■ Exercise: Retype everything from the line that contains "What React and" down to the line that contains "import React from", inclusive, without altering or adding anything.

** BEGIN Record excerpts **

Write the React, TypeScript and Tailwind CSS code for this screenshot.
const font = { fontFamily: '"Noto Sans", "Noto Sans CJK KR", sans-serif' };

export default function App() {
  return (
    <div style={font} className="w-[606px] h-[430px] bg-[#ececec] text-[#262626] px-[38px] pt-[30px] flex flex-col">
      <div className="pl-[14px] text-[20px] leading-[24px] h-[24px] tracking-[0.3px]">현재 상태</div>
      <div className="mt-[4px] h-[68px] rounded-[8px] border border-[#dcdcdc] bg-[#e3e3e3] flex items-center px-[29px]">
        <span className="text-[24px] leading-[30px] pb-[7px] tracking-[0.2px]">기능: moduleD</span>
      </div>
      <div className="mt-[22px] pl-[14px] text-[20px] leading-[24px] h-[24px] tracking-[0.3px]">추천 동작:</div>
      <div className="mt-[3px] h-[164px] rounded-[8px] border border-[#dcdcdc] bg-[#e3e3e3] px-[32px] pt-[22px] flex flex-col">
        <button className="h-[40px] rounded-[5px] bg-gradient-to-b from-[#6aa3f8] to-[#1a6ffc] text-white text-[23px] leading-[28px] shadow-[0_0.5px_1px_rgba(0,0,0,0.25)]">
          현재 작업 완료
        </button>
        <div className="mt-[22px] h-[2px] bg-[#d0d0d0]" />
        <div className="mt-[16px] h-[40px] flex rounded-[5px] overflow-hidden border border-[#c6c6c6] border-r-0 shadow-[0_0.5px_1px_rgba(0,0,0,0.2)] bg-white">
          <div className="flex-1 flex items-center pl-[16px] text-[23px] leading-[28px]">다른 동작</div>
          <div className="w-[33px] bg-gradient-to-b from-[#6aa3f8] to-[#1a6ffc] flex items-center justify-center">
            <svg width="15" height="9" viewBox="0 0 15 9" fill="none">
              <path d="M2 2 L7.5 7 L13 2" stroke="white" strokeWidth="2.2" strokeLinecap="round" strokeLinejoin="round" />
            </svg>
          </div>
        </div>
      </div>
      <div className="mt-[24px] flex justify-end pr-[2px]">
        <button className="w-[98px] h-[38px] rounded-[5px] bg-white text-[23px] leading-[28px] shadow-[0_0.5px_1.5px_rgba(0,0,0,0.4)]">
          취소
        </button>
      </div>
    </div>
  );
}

** END Record excerpts **
** BEGIN Record excerpts **

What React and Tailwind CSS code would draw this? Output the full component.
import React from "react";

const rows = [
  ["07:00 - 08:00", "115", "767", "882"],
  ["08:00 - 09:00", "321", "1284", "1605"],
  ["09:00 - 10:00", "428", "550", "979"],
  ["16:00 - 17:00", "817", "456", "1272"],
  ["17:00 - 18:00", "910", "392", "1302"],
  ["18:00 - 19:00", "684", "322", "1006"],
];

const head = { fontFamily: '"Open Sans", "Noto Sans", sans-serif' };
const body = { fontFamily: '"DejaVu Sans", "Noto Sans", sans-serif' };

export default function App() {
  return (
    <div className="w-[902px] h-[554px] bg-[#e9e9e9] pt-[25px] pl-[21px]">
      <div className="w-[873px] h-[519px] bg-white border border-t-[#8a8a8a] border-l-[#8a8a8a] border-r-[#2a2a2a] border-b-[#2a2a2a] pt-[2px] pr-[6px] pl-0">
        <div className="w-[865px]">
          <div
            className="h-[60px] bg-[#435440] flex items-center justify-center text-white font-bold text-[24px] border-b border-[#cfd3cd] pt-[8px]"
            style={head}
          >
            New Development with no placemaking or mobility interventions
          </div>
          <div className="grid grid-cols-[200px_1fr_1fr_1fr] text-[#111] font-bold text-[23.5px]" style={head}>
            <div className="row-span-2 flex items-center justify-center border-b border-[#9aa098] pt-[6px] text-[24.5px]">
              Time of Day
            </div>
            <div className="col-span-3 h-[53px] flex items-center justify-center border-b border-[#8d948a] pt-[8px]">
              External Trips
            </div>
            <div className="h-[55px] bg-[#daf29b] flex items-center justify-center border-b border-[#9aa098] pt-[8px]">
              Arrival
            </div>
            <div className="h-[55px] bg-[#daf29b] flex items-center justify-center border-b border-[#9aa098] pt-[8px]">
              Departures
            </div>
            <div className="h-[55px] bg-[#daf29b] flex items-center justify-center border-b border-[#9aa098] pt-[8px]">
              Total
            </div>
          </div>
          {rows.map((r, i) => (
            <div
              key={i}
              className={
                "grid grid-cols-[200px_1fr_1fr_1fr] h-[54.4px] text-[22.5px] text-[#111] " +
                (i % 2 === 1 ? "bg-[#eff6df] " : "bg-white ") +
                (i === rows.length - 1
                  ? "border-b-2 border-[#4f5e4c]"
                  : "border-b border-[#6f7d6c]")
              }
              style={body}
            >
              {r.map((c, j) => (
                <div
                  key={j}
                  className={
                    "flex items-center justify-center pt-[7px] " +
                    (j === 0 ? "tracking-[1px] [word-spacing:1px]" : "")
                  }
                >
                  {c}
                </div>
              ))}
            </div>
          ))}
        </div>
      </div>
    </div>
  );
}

** END Record excerpts **

■ Task answer:
What React and Tailwind CSS code would draw this? Output the full component.
import React from "react";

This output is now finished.